## WHAT TO PRODUCE
Search the material below for the word "React" and copy every line in which it occurs.

## GIVEN INFORMATION
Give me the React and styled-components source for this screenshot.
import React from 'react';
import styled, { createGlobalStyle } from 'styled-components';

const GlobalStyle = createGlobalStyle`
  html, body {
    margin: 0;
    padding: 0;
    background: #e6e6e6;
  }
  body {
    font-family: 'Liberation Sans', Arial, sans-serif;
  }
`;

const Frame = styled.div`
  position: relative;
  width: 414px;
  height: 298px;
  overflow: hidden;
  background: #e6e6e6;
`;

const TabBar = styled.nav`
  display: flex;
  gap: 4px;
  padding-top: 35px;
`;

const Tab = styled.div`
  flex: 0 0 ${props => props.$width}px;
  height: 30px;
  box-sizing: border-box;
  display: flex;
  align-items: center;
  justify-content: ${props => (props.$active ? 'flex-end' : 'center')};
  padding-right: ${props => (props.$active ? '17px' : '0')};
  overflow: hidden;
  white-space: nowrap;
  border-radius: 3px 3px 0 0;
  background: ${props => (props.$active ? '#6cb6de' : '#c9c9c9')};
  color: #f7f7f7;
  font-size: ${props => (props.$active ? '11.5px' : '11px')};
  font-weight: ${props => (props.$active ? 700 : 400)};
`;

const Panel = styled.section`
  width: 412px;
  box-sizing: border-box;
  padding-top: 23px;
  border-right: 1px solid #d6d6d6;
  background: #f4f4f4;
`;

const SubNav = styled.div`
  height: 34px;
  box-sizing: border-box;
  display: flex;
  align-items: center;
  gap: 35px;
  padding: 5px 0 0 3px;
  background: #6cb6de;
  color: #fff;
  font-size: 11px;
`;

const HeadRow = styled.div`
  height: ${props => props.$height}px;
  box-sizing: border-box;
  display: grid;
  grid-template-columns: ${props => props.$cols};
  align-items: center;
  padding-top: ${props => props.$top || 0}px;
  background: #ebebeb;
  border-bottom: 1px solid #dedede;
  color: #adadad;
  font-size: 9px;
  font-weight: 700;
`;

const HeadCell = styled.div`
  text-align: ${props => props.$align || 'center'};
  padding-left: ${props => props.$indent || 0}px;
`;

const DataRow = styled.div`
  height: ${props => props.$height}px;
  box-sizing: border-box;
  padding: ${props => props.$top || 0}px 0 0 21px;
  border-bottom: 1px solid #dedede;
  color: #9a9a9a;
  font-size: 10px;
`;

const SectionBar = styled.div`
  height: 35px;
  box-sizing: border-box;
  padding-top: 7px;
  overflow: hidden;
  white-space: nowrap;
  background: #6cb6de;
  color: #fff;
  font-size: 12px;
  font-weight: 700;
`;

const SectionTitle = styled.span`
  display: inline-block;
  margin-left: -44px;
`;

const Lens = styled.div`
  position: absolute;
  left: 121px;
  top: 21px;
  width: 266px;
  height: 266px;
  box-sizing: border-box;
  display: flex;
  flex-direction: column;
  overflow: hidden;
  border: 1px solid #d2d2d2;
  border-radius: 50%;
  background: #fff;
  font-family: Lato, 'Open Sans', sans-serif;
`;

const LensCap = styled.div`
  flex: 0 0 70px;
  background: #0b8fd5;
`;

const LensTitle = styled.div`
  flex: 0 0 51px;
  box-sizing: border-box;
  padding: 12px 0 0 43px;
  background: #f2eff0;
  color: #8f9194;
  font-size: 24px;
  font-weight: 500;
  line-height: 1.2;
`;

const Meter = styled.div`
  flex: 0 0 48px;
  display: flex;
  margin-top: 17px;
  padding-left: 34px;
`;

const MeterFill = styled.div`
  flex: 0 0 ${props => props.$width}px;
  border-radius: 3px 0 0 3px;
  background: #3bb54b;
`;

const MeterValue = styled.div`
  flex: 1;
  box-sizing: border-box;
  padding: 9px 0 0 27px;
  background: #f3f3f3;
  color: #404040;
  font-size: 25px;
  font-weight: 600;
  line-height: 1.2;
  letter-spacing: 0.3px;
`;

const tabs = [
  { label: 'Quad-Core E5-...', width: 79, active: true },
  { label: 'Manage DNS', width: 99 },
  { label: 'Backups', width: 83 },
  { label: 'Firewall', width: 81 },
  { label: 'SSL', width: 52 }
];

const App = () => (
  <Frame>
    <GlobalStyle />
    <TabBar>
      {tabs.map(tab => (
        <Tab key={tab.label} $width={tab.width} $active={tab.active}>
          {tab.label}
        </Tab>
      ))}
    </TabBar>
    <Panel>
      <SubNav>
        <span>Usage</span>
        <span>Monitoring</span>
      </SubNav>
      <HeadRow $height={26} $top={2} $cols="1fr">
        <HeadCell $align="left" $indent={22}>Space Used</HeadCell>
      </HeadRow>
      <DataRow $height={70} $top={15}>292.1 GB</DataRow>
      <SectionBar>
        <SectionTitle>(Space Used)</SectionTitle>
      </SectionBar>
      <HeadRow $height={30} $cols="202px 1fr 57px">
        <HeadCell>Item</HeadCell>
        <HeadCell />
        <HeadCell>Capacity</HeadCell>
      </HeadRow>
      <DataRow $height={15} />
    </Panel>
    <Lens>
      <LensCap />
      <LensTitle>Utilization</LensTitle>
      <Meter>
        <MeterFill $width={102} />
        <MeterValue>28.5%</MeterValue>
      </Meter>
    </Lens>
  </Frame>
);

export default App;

## OUTPUT
Give me the React and styled-components source for this screenshot.
import React from 'react';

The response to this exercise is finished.